The American people got the message, although not very quickly--the Sixteenth Amendment was ratified eighteen years after Pollock. And just how biting was the first income tax after passage of the Sixteenth Amendment? As with the earlier taxes, not very dreadful at all. Only the rich paid; a mere two percent of America's families had to file a return under the 1913 law; the top bracket was six percent, which applied only to folks earning over a half million dollars a year (Friedman, A History of American Law, 3rd ed., p. 511). Just two years later, however, the top bracket was up to thirteen percent, so you can see where they were heading, towards nearly everybody today paying something.

What strikes me most about this, however, is that when you look at how small those early income taxes were--either the 1862 version, or the one struck down in Pollock, or the first one enacted following the Sixteenth Amendment--it's a friendly reminder that when people blast the income tax they aren't really criticizing the concept so much as the current execution.
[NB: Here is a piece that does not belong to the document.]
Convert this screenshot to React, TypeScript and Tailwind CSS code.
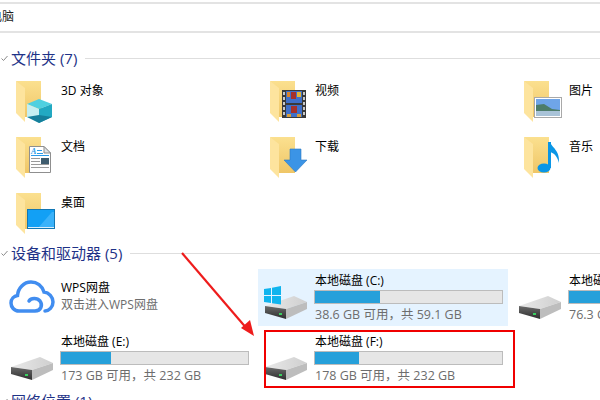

If America's taxpayers in 2008 paid only four cents to the feds for every buck they made, we wouldn't be hearing all this negative talk about bloated bureaucracies or the IRS, nor would there be so much clamoring for the Fair Tax or other alternatives. Almost nobody really cares how Uncle Sam is going to take a nickel out of every dollar; it's when it becomes, twenty cents, a quarter, thirty cents, etc., out of a buck that we scowl and howl.